The fact that it's a spade end pattern might deter some from using it because of the fiddly and unreliable knot required. It's a perfectly strong knot when properly tied, astonishingly so in fact, but one false move and it's the weakest knot in the book, failing at silly strains. I use a Stonfo hook tyer to make the job easy but even with this handy gadget it can still fail to tie up properly if care and attention isn't taken with it. I take high magnification reading glasses to the bank for such fiddly work because my focus range has lengthened and lengthened as I've aged. Then I can see the knot and close up it's obvious when it's wrong.

Again, just the other night a chub was lost because of my failing to test the knot before use with a good hard pull to near breaking strain to set the knot and check its for weakness. The same fish was later banked on a carefully tied and tested knot and my lost hook retrieved! The lesson is that spade end knots are not to be trusted until they've been pre-tested to very near their limits.

I do think the knot also plays a crucial role in helping the hook find hold because the line comes off not on a rotating hinge as it does with an eyed hook but from a stiff link.

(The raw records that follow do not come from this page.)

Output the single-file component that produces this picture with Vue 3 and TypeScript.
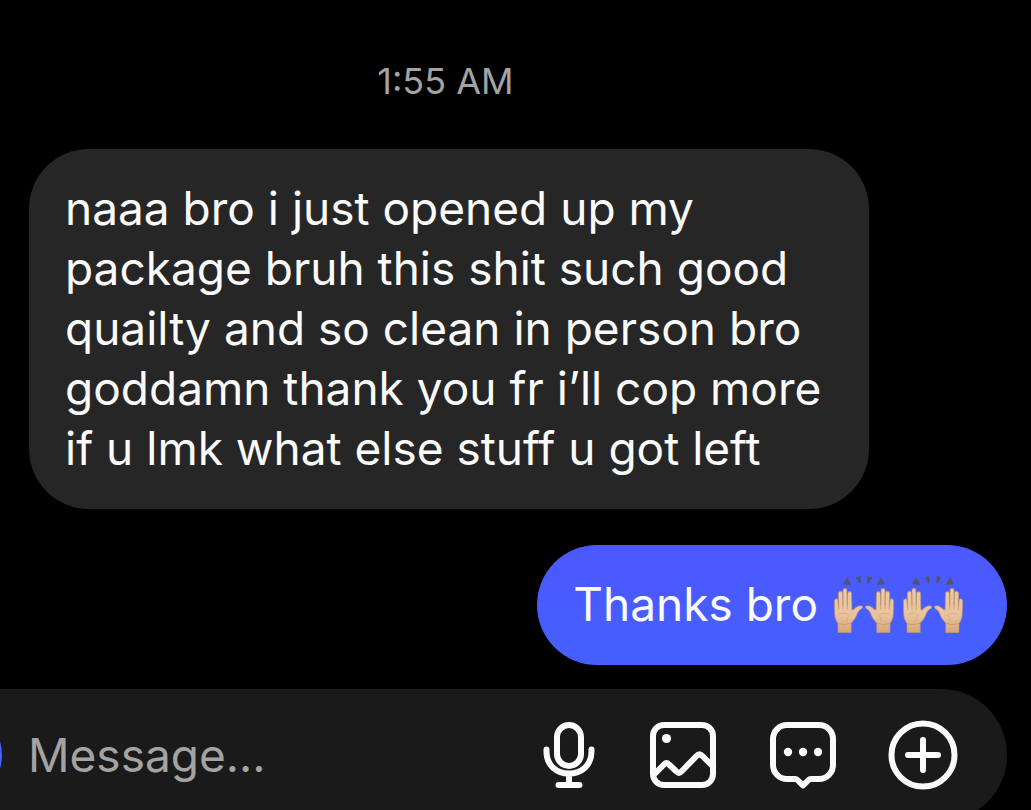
<script setup lang="ts">
import { ref } from 'vue'

interface Message {
  id: number
  mine: boolean
  text: string
  hands: number
}

const time = '1:55 AM'
const draft = ref('')
const messages: Message[] = [
  {
    id: 1,
    mine: false,
    text: 'naaa bro i just opened up my\npackage bruh this shit such good\nquailty and so clean in person bro\ngoddamn thank you fr i’ll cop more\nif u lmk what else stuff u got left',
    hands: 0,
  },
  { id: 2, mine: true, text: 'Thanks bro', hands: 2 },
]
</script>

<template>
  <main class="chat">
    <time class="stamp">{{ time }}</time>
    <section class="thread">
      <div v-for="m in messages" :key="m.id" class="bubble" :class="m.mine ? 'mine' : 'theirs'">
        <span>{{ m.text }}</span>
        <span v-if="m.hands" class="emojis">
          <svg v-for="n in m.hands" :key="n" class="emoji" viewBox="0 0 181 172" role="img" aria-label="Raising hands">
            <defs>
              <linearGradient :id="'skin' + n" x1="0" y1="0" x2="0" y2="1">
                <stop offset="0" stop-color="#ecc9a0" />
                <stop offset="0.6" stop-color="#e8c39c" />
                <stop offset="1" stop-color="#d6a67c" />
              </linearGradient>
              <g :id="'hand' + n">
                <path d="M27 25 39 4 53 27Z" fill="#51546a" />
                <path d="M65 3 80 1 80 24 74 19Z" fill="#51546a" />
                <path
                  d="M12 171 V143 C5 134 2 125 2 112 L1 75 Q2 69 7 69 Q12 69 12 75 L14 92 L13 53 Q14 46 20 46 Q26 46 26 53 L27 88 L27 43 Q28 37 33 37 Q39 37 39 43 L40 88 L41 53 Q42 47 47 47 Q53 47 53 53 L54 102 Q59 103 65 96 Q73 89 81 90 Q87 91 86 95 Q85 99 79 101 C71 106 68 124 60 133 L52 142 V171 Z"
                  :fill="`url(#skin${n})`"
                  stroke="#b98e72"
                  stroke-width="2"
                  stroke-linejoin="round"
                />
                <path d="M14 90V102M27 87V100M40 87V101" stroke="#c3936c" stroke-width="2" />
                <path d="M14 116Q31 107 46 119M37 139Q39 124 50 116" fill="none" stroke="#d1a47b" stroke-width="2" />
                <path d="M13 144Q31 150 51 143" fill="none" stroke="#cb9c73" stroke-width="3" />
              </g>
            </defs>
            <use :href="'#hand' + n" />
            <use :href="'#hand' + n" transform="translate(181 0) scale(-1 1)" />
          </svg>
        </span>
      </div>
    </section>

    <form class="composer" @submit.prevent>
      <button type="button" class="camera" aria-label="Camera"></button>
      <input v-model="draft" class="field" type="text" placeholder="Message..." aria-label="Message" />
      <button type="button" class="tool" aria-label="Voice message">
        <svg viewBox="0 0 72 72">
          <rect x="30" y="6" width="24" height="41" rx="12" />
          <path d="M19.500 30.500V32.500C19.500 46.500 29.500 54.500 42 54.500S64.500 46.500 64.500 32.500V30.500M42 55V66M31.500 66H52.500" />
        </svg>
      </button>
      <button type="button" class="tool" aria-label="Photo">
        <svg viewBox="0 0 72 72">
          <rect x="6" y="6" width="60" height="60" rx="11" />
          <circle class="dot" cx="19.500" cy="19.500" r="4.600" />
          <path d="M7 55.500 17 45.500Q19.500 43 22 45.500L29.500 52.500Q32 55 34.500 52.500L49.500 37Q52.500 34 55.500 37L66 47.500" />
        </svg>
      </button>
      <button type="button" class="tool" aria-label="Quick reply">
        <svg viewBox="0 0 72 72">
          <path d="M20 6H52A14 14 0 0 1 66 20V46A14 14 0 0 1 52 60H44Q42.500 60 41.500 61L36 66.500 30.500 61Q29.500 60 28 60H20A14 14 0 0 1 6 46V20A14 14 0 0 1 20 6Z" />
          <circle class="dot" cx="21" cy="33" r="4.200" />
          <circle class="dot" cx="36" cy="33" r="4.200" />
          <circle class="dot" cx="51" cy="33" r="4.200" />
        </svg>
      </button>
      <button type="button" class="tool" aria-label="More">
        <svg viewBox="0 0 72 72">
          <circle cx="36" cy="36" r="31.500" />
          <path d="M36 21V51M21 36H51" />
        </svg>
      </button>
    </form>
  </main>
</template>

<style>
body {
  margin: 0;
  background: #000;
}
</style>

<style scoped>
.chat {
  box-sizing: border-box;
  height: 100vh;
  overflow: hidden;
  display: flex;
  flex-direction: column;
  padding: 56px 24px 0 0;
  background: #000;
  color: #fafafa;
  font-family: Inter, "Liberation Sans", sans-serif;
}
.stamp {
  margin-right: 116px;
  text-align: center;
  font-size: 36px;
  line-height: 50px;
  color: #a3a3a3;
}
.thread {
  display: flex;
  flex-direction: column;
  gap: 36px;
  margin-top: 43px;
  padding-left: 29px;
}
.bubble {
  box-sizing: border-box;
  padding: 29px 36px 31px;
  border-radius: 60px;
  font-size: 46px;
  line-height: 60px;
  white-space: pre-line;
}
.theirs {
  align-self: flex-start;
  width: 840px;
  max-width: 100%;
  background: #262626;
}
.mine {
  align-self: flex-end;
  display: flex;
  align-items: center;
  gap: 16px;
  padding-right: 44px;
  background: linear-gradient(#4c58ff, #4560ff);
}
.emojis {
  display: flex;
  gap: 9px;
}
.emoji {
  display: block;
  width: 60px;
  height: 57px;
}
.composer {
  flex: none;
  box-sizing: border-box;
  display: flex;
  align-items: center;
  gap: 48px;
  height: 132px;
  margin-top: 24px;
  padding-right: 48px;
  border-radius: 0 66px 66px 0;
  background: #1a1a1a;
}
button {
  flex: none;
  padding: 0;
  border: 0;
  background: none;
}
.camera {
  width: 96px;
  height: 96px;
  margin-left: -94px;
  margin-right: -22px;
  border-radius: 50%;
  background: #4560ff;
}
.field {
  flex: 1;
  min-width: 0;
  height: 72px;
  padding: 0;
  border: 0;
  outline: 0;
  background: none;
  color: #fafafa;
  font: inherit;
  font-size: 46px;
}
.field::placeholder {
  color: #a3a3a3;
  opacity: 1;
}
.tool {
  width: 72px;
  height: 72px;
}
.tool svg {
  display: block;
  width: 72px;
  height: 72px;
  fill: none;
  stroke: #fafafa;
  stroke-width: 6;
  stroke-linecap: round;
  stroke-linejoin: round;
}
.tool .dot {
  fill: #fafafa;
  stroke: none;
}
</style>
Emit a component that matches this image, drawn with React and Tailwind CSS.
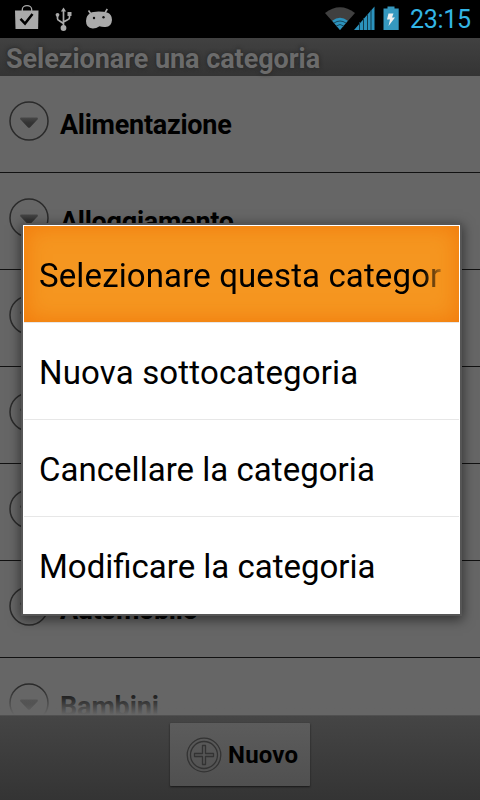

Whatever the reason the hook is as I've already mentioned, 'sticky,' and since using them my hook-up rates with roach have soared, in fact when ledgering bread, a notoriously difficult method that can drive the roach angler insane with frustration when they're finicky and is never easy even when they're really having it, they've tripled.

They don't let go either and I cannot remember ever losing a roach once hooked, which is remarkable.

This hook is so reliable and trusted, a fact established over two season's use constant usage and comparison with those used beforehand, that if I'm not catching fish but am getting bites then there's no getting past the fact that on the day I'm just a terrible workman because there's no blaming the Kamasan B560 — the perfect tool for the job.